> [Given information]:
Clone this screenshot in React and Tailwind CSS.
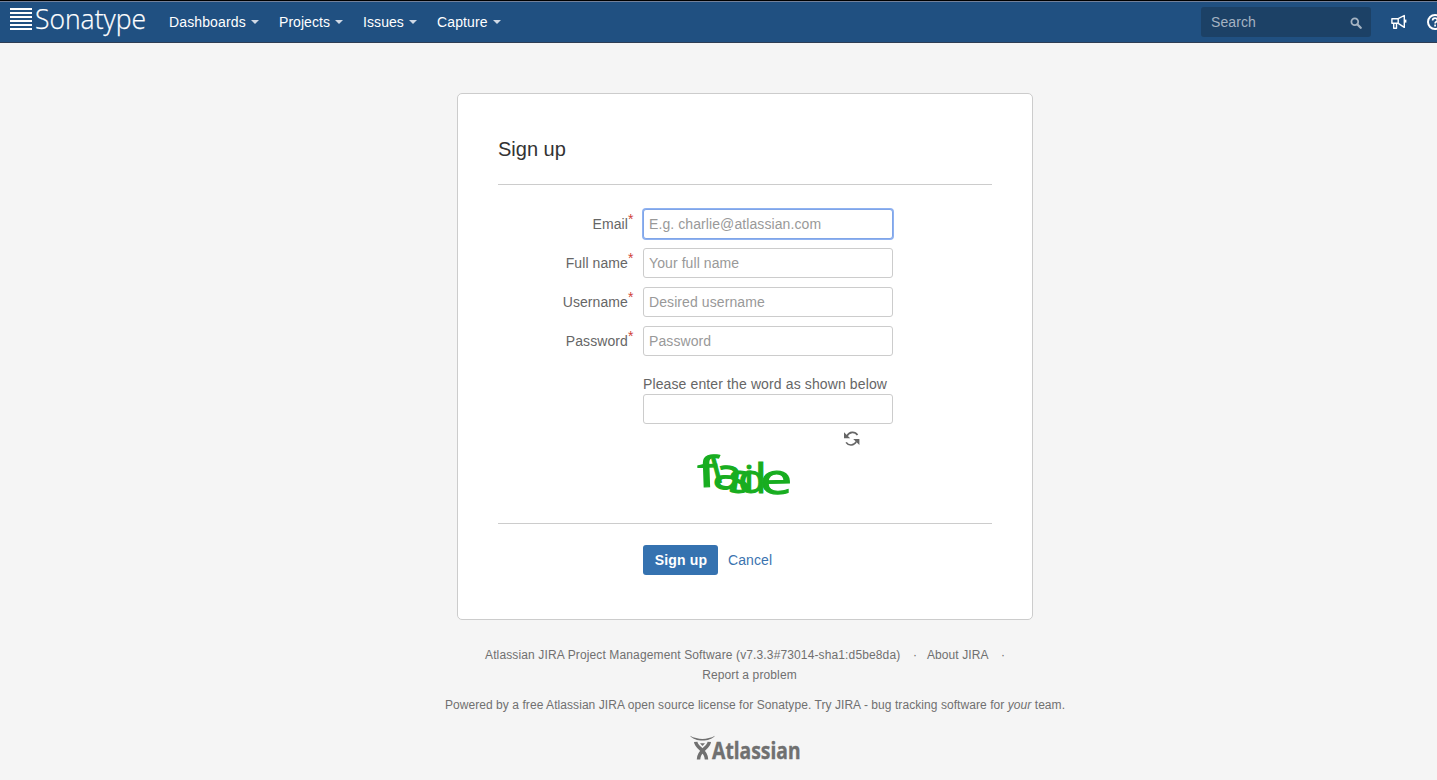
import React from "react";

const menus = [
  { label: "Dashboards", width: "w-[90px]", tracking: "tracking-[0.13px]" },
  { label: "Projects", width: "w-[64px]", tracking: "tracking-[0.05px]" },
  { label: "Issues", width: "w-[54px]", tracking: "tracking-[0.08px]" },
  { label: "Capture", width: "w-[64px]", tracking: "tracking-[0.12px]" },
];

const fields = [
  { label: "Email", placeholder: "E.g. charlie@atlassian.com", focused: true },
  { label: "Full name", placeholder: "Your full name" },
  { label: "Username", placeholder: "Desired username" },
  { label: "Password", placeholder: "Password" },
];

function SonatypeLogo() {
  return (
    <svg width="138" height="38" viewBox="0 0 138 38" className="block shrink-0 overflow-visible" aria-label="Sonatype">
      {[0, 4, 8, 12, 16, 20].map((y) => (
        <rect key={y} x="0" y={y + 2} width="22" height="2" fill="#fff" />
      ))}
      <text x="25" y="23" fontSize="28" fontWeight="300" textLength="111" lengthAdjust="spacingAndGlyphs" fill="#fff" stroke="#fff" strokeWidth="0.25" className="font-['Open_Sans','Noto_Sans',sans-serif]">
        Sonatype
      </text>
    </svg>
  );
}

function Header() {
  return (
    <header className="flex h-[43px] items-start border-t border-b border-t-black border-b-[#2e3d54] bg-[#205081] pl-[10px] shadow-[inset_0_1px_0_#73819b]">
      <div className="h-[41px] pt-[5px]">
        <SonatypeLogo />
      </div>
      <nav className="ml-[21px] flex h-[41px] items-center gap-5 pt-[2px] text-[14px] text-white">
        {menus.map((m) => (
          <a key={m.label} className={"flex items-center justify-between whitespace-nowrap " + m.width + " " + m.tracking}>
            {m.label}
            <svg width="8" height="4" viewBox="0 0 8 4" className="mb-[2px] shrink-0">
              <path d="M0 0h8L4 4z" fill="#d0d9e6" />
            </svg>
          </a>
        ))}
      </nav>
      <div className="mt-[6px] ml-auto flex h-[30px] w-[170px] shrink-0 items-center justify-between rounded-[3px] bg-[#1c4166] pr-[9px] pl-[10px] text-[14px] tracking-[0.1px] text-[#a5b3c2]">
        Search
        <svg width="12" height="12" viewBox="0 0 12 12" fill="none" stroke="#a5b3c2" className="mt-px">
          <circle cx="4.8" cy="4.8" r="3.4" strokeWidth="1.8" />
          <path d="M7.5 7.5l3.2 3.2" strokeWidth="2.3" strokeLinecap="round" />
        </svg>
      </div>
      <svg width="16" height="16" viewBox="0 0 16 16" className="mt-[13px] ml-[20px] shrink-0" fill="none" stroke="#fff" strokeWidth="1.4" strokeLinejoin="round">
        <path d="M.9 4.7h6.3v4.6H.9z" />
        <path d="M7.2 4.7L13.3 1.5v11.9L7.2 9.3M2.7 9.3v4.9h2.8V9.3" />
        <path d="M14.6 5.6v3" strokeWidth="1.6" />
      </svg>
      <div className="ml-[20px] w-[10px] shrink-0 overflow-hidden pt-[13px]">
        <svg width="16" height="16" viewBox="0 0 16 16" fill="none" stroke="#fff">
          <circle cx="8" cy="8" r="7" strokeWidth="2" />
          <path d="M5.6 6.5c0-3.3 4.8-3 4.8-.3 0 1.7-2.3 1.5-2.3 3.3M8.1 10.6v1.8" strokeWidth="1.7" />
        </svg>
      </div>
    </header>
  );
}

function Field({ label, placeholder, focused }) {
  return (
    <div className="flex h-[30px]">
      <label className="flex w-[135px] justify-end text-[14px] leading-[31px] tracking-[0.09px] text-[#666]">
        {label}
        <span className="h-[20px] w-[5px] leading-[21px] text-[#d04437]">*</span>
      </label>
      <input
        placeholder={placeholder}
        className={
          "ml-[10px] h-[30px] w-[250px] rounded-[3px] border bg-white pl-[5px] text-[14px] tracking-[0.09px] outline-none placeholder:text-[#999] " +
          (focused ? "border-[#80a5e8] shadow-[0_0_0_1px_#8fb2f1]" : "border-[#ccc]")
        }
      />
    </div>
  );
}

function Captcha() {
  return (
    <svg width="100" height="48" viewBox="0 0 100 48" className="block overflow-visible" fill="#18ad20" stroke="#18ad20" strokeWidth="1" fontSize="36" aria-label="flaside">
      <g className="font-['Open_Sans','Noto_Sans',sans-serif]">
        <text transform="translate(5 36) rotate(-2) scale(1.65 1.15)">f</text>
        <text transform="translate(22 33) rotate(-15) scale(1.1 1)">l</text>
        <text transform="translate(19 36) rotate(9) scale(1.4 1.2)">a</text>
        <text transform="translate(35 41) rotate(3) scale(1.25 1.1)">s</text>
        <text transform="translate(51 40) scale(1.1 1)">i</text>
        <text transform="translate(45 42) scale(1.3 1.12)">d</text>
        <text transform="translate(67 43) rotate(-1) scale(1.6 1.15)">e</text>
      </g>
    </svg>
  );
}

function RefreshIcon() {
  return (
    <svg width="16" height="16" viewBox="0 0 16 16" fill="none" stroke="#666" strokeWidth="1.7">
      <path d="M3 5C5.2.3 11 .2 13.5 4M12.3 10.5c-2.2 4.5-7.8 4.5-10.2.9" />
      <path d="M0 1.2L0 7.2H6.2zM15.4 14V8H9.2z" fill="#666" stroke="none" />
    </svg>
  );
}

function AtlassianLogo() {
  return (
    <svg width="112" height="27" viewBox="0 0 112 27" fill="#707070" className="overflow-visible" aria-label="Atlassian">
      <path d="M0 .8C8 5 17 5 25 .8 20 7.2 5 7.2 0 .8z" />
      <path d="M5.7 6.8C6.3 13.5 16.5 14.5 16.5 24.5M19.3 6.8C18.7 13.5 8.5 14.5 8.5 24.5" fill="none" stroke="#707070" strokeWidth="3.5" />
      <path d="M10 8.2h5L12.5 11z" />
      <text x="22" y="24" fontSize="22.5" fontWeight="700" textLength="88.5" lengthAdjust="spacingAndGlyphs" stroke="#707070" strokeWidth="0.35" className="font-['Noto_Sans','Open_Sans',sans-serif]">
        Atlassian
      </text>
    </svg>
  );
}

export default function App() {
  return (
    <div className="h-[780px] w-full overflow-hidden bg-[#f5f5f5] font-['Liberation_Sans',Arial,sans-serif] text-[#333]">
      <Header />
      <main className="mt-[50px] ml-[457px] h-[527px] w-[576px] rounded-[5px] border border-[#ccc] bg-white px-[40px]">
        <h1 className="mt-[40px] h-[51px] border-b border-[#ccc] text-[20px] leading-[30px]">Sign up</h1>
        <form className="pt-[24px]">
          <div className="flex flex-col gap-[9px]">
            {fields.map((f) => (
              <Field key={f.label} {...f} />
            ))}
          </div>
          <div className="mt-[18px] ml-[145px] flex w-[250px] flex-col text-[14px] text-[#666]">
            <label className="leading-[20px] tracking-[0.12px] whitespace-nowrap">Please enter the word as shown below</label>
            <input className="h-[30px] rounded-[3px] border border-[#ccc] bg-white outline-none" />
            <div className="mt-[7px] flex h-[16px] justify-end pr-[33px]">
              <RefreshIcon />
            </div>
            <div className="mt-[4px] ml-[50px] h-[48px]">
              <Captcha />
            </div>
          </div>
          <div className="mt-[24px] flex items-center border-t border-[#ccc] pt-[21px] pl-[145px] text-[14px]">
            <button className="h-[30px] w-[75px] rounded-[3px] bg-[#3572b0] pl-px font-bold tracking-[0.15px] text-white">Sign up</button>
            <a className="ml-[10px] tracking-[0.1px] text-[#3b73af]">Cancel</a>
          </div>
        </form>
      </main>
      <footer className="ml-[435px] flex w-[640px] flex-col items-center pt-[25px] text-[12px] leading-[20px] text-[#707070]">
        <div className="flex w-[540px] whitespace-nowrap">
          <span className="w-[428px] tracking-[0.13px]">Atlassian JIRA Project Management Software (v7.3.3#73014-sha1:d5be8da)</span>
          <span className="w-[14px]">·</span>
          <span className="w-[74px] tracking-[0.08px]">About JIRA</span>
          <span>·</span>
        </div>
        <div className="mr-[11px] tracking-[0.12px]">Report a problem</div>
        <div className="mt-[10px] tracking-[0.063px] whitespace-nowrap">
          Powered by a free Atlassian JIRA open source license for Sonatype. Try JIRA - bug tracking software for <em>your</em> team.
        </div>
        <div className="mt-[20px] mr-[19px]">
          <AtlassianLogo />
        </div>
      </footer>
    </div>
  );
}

> [Goal]:
Write out again, exactly, the lines from the start of the listing up to the line containing "import React from", with both ends and without pictures.

> [Expected answer]:
Clone this screenshot in React and Tailwind CSS.
import React from "react";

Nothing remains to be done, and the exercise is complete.